Playing Super Bowl squares is supposed to be a harmless distraction, a bonding exercise that livens up life at work for a week or two, may offer a refresher in statistics and math, and leaves a handful of people with modest winnings from their gamble.
In Toronto this year, however, the story of a high-stakes game played by employees at the Toronto Stock Exchange has become a cautionary tale. One unnamed organizer lost $500,000 CAD in cash (US$375,00), the Globe and Mail reports (paywall); apparently he had been robbed.
Perhaps because this is Canada, there were no hard feelings. The Globe writes:
A number of pool participants who spoke to The Globe and Mail were granted anonymity because of their fears that their wagers were illegal. But none are particularly upset. In fact, they were uniformly sympathetic with the organizer and his plight.
Super Bowl squares: A game of pure chance
The American Gaming Association estimated that 1 in 10 Americans would place a Super Bowl bet this year, and that a total of nearly $6 billion would be wagered. Some bets would be placed through illegal bookies or offshore online betting sites, and millions through contests like a casual game of squares whether with friends or colleagues. (Note: Casual doesn’t mean legal in the US, or in Canada.)
The basic premise of squares is simple: Everyone who pays into the pool is assigned a numbered square on a 10 x 10 grid, on which the competing teams correspond with either the x or y axis. You win when the score after the first, second, or third quarter, or at the end of the game, matches the numbers in your square. For instance, if the score is 3-0 at half-time, and you “own” the 3-0 box, you’ll take home the prize for that round.

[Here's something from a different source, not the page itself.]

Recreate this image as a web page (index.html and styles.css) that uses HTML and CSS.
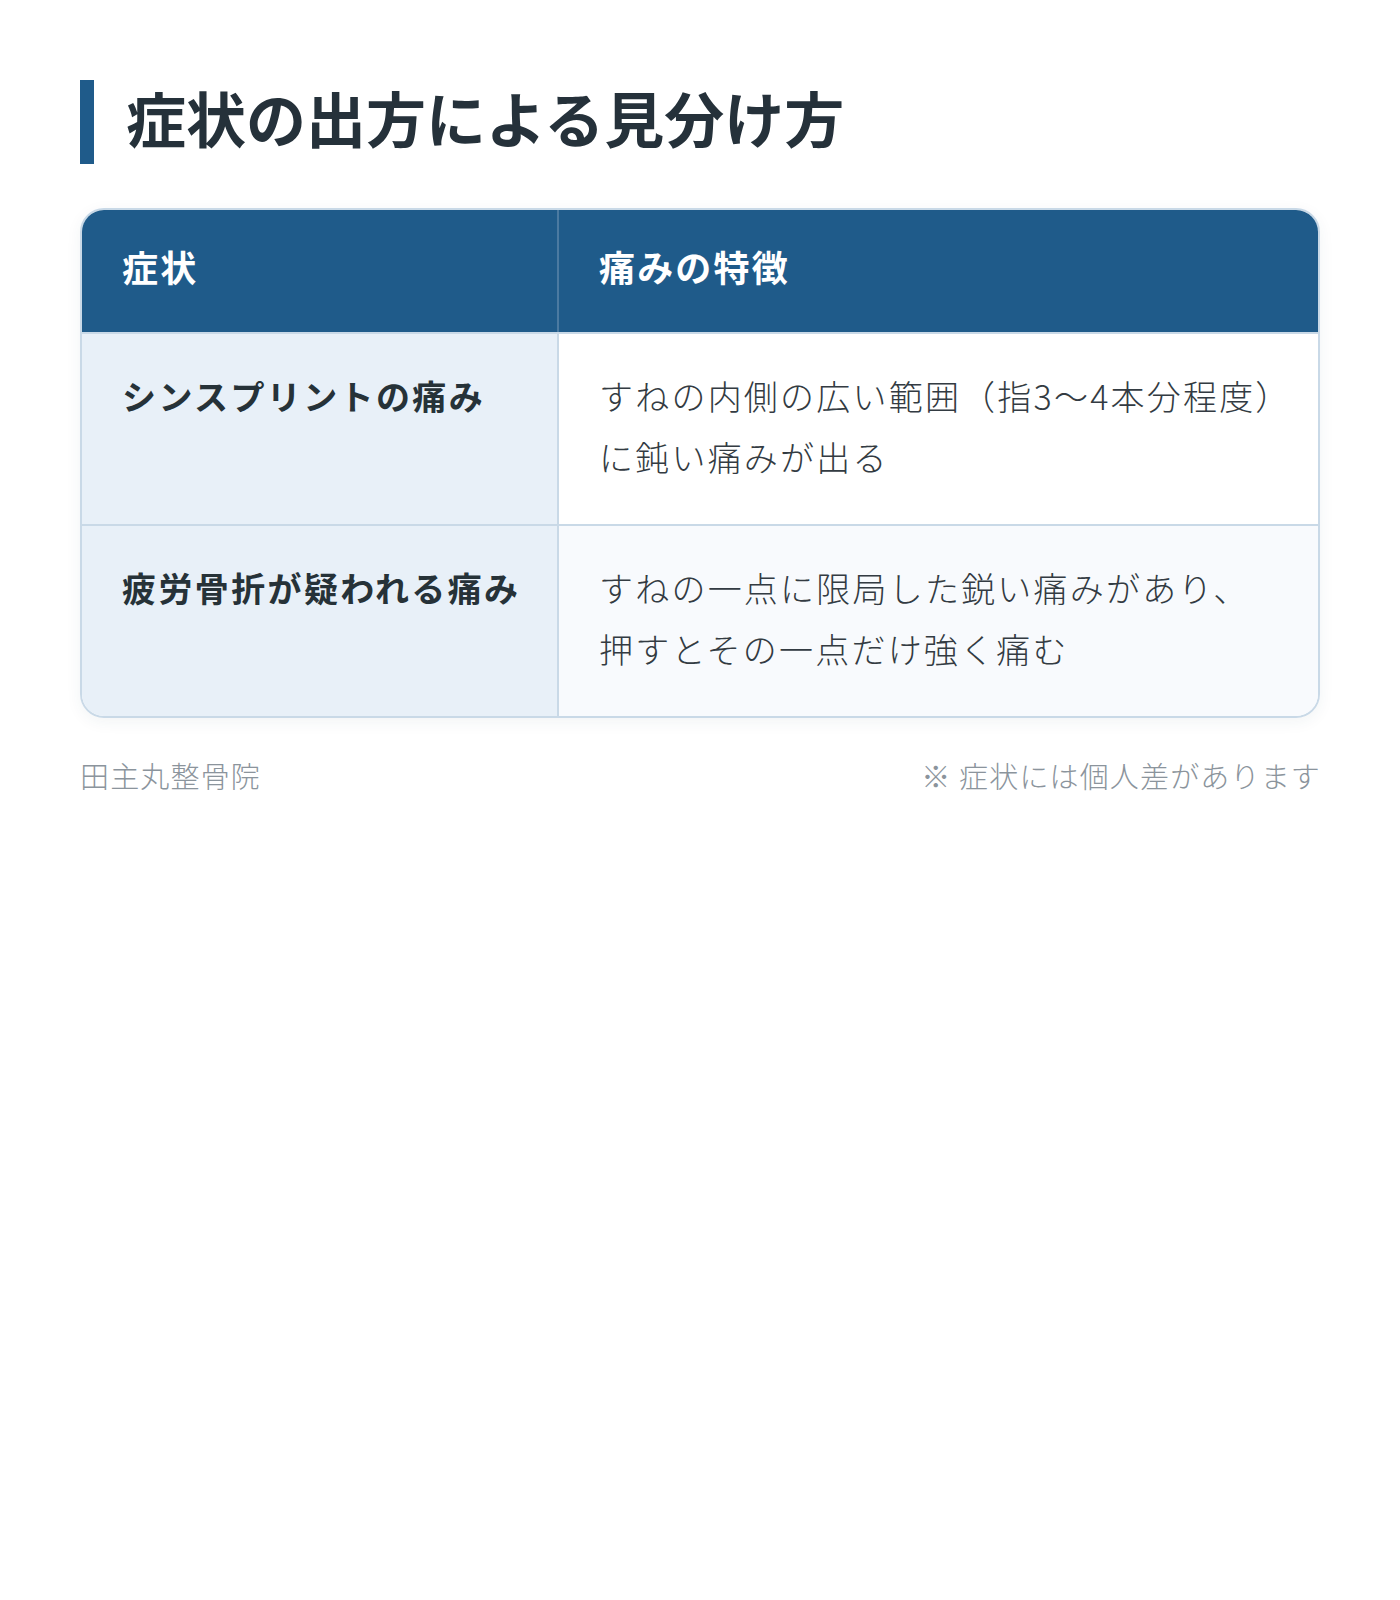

Sometimes the payouts are distributed evenly for each quarter, but many offices give the largest chunk of the pot money to the person whose square matches the final score.
In an average office, as the Globe reports, a square might cost $10 or $20. The Toronto game was not average: the cost of entry was $5,000 per square, paid “preferably in $100 bills.”
“Run by an old-school floor trader from the Toronto Stock Exchange, the private gambling affair is highly exclusive, and entry is open only to those with the right connections,” the Globe explains.
Where did the money go?
It’s still unclear exactly what happened to the money, which went missing a few days before the game and has not been reported to any of the local police agencies contacted by local reporters. One source told the paper that he heard there was a robbery at a suburban home (it’s unclear whether it was the coordinator’s home), and another heard that “the house got trashed.”
The grand winner this year, who should be $300,000 richer today, was someone the Globe described as “a veteran real estate financier.” Even he had only sympathy for the organizer, who had emailed the group with an apology. “I appreciate everyone’s input and understanding given the unfortunate events leading to this and we will be making significant changes to the collection process going forward,” he wrote in a message the Globe obtained.
One of those changes will see the prize payouts reduced for games in the next four years, so that part of the collected money will go to this year’s winners as part of a repayment plan.